[Exercise prompt]: Answer with nothing but a number: how many lines include the word "this"?

[Dataset section]:
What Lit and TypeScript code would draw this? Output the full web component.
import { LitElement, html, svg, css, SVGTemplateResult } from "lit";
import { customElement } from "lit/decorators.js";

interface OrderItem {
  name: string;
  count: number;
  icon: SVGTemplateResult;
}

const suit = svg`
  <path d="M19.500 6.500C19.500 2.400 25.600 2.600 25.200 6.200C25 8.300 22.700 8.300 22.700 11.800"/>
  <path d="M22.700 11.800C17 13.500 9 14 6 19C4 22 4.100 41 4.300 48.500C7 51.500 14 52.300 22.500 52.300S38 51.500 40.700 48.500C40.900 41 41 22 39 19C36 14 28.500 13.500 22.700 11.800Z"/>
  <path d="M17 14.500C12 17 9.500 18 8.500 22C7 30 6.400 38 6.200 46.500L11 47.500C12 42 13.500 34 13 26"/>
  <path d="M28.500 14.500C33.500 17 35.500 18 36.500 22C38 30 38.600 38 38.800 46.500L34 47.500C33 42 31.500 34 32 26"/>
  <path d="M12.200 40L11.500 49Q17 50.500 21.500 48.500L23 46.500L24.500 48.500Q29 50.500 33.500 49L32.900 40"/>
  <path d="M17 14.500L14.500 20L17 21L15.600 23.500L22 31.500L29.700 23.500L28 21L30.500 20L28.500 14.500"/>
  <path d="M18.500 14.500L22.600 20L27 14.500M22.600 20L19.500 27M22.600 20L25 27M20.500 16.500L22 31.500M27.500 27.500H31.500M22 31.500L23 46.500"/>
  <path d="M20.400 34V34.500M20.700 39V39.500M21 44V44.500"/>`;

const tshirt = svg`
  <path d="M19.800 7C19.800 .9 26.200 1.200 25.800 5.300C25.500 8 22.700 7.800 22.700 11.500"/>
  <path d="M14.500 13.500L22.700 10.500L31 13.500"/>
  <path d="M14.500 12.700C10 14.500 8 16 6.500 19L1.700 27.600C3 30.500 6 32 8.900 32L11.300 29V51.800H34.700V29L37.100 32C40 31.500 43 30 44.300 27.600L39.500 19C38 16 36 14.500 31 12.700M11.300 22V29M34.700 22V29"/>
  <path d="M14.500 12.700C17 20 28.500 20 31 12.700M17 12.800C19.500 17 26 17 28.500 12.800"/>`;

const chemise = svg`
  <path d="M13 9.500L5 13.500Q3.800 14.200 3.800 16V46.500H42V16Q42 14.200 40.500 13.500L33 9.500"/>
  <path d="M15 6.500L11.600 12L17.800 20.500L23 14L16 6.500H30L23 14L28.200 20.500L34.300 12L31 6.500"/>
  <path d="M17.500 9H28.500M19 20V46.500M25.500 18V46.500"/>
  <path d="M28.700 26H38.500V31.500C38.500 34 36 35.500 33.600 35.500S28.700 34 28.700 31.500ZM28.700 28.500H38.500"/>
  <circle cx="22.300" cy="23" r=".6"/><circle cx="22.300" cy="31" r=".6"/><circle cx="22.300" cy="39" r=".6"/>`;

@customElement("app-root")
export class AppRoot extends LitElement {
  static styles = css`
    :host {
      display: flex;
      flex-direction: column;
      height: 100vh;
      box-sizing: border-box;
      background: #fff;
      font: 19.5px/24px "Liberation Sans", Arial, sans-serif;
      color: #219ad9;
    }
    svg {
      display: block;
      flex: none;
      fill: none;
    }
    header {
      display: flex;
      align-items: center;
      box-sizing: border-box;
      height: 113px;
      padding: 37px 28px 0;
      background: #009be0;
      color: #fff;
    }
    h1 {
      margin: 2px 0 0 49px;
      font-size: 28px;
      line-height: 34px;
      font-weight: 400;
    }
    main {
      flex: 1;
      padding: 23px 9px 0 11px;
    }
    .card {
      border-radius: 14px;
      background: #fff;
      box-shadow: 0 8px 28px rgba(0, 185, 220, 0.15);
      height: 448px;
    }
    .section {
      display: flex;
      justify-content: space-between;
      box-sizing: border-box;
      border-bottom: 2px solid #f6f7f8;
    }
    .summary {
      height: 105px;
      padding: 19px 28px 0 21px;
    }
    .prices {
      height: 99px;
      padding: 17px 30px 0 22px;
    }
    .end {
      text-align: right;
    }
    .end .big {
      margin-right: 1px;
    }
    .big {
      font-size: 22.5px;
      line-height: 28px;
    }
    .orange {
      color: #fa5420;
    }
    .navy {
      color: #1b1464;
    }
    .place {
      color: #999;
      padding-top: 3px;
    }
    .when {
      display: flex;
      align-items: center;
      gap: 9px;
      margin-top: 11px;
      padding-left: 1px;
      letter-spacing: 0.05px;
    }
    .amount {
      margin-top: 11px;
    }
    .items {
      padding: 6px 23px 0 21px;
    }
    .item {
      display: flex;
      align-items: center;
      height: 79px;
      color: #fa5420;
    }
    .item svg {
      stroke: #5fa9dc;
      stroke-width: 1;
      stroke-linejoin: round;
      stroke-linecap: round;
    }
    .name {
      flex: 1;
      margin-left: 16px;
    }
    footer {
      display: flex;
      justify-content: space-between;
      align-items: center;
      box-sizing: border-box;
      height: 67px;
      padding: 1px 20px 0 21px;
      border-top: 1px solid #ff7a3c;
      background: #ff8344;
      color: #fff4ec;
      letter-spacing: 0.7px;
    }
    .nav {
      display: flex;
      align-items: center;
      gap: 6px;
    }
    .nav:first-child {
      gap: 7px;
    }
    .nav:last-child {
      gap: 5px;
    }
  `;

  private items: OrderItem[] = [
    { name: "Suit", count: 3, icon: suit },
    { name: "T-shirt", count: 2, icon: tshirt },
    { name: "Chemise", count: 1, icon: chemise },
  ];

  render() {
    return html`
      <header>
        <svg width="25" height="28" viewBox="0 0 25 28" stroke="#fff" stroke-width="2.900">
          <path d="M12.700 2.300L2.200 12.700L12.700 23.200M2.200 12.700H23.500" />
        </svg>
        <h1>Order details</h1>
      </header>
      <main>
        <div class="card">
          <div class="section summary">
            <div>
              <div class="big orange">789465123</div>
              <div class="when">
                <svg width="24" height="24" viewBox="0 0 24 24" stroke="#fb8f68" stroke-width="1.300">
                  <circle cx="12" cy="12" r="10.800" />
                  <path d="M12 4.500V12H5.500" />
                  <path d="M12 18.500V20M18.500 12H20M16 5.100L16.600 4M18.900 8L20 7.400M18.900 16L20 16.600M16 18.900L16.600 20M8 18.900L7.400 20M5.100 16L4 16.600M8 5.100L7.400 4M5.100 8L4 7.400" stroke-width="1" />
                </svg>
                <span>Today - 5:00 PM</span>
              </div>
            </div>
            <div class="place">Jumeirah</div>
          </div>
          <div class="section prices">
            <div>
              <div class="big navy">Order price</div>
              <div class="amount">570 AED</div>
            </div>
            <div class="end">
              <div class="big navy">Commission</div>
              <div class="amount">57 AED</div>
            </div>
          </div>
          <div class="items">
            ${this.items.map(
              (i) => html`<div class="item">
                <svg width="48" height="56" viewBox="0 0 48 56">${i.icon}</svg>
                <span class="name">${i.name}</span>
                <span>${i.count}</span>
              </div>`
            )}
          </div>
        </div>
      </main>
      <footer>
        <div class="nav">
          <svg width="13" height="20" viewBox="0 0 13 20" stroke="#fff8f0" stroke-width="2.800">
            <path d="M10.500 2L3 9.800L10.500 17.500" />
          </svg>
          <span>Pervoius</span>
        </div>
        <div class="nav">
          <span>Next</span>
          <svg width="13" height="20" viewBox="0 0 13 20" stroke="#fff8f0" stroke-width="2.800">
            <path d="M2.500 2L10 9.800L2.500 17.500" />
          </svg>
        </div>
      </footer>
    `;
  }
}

[The result]: 2